> **SOURCE MATERIAL**:
· · ·

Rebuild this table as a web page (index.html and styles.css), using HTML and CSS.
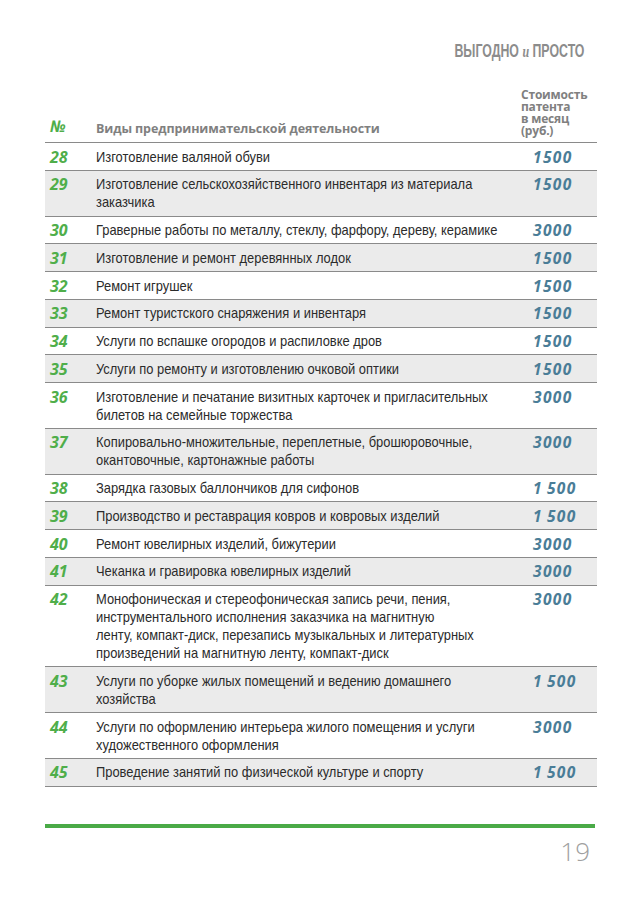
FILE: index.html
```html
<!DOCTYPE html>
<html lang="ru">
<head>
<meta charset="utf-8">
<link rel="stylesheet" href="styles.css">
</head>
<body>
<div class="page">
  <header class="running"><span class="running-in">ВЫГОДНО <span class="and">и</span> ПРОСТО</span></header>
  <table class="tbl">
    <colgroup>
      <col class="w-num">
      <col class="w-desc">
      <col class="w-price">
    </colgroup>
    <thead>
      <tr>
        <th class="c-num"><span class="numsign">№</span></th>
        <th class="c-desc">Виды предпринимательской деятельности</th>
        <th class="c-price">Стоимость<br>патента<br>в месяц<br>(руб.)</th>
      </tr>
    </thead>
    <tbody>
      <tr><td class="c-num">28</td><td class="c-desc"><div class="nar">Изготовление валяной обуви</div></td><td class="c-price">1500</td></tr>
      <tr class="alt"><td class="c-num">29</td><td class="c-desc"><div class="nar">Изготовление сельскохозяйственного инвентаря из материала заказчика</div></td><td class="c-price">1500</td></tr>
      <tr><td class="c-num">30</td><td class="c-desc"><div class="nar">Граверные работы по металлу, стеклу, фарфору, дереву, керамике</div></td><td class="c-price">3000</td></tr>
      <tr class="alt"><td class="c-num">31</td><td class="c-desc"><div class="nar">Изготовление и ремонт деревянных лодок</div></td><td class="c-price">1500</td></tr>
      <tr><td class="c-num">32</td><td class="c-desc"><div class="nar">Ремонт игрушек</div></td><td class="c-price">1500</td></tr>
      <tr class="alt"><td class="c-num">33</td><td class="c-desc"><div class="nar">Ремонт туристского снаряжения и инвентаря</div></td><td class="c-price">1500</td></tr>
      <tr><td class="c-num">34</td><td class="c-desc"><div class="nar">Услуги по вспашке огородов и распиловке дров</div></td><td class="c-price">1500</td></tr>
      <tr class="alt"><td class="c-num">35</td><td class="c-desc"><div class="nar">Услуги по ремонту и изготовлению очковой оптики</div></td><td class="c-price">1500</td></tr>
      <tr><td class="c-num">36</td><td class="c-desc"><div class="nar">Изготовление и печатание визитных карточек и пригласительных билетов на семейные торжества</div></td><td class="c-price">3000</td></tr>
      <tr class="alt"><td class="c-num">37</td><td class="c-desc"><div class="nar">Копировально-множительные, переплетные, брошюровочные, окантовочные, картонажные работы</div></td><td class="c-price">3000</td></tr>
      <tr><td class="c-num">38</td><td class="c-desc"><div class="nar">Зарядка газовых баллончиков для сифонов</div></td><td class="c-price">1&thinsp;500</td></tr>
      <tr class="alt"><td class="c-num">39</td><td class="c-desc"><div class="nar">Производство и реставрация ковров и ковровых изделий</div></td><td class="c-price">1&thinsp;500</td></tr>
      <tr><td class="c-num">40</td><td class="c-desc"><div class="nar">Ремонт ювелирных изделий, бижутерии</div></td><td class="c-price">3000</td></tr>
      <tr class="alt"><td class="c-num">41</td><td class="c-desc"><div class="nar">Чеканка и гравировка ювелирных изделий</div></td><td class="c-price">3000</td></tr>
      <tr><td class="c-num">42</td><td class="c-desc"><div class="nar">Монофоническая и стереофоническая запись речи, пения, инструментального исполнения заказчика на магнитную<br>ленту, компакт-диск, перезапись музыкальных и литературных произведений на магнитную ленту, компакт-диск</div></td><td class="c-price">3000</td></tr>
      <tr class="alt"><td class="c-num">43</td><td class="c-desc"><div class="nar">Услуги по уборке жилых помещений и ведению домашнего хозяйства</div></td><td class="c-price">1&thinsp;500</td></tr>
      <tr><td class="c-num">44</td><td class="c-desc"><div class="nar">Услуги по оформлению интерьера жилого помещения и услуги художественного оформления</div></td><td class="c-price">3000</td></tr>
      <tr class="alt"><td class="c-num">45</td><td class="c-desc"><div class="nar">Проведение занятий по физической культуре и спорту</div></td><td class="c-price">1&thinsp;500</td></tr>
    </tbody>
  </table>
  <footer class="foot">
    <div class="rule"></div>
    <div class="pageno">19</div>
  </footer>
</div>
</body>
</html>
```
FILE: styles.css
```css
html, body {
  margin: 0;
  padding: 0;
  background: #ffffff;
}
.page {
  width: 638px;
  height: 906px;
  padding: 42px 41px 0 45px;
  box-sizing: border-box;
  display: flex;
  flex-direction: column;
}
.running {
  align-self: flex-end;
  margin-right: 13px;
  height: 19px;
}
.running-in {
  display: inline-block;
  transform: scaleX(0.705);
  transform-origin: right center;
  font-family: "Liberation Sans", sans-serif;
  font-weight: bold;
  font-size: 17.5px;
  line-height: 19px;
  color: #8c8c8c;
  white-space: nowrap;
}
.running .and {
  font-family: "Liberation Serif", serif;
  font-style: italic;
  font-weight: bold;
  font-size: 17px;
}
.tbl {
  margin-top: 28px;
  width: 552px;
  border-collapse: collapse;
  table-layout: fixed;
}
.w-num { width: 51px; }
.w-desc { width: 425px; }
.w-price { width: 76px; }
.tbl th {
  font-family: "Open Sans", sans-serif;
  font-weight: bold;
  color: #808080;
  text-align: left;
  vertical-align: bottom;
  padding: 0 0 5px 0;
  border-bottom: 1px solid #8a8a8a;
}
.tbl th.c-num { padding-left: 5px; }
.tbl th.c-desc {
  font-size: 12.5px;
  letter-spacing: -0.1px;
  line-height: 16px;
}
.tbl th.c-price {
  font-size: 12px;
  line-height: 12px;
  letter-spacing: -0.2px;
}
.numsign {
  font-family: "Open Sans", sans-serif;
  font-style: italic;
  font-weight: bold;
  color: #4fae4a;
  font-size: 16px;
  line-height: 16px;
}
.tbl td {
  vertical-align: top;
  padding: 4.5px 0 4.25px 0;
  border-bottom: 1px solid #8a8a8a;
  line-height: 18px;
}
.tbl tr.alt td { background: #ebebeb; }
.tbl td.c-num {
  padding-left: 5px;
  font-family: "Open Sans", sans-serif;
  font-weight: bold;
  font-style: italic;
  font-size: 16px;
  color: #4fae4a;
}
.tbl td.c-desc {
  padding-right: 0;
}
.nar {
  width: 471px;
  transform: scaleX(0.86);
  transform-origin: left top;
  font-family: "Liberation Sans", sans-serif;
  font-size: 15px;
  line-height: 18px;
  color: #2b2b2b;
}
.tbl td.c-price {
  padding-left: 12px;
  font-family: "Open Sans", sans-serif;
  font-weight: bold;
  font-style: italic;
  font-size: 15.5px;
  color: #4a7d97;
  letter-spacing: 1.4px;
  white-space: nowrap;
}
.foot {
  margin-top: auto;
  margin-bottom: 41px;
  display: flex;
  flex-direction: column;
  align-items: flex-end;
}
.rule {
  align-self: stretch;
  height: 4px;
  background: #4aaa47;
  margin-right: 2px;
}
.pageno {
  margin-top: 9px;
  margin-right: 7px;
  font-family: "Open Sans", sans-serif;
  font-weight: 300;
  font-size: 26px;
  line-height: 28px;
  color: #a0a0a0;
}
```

· · ·

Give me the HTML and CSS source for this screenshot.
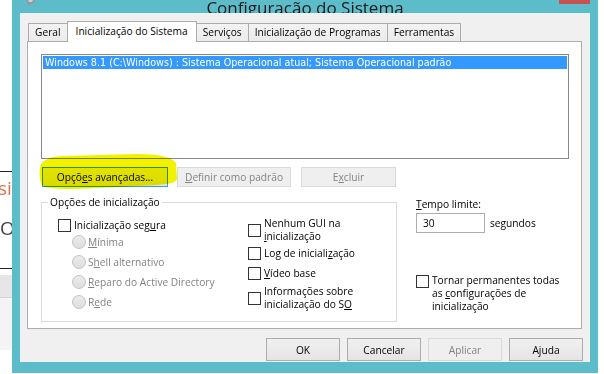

· · ·

> **AIM OF THE EXERCISE**:
Reply with nothing but the number of lines in the data above that contain "index".

> **EXERCISE RESPONSE**:
2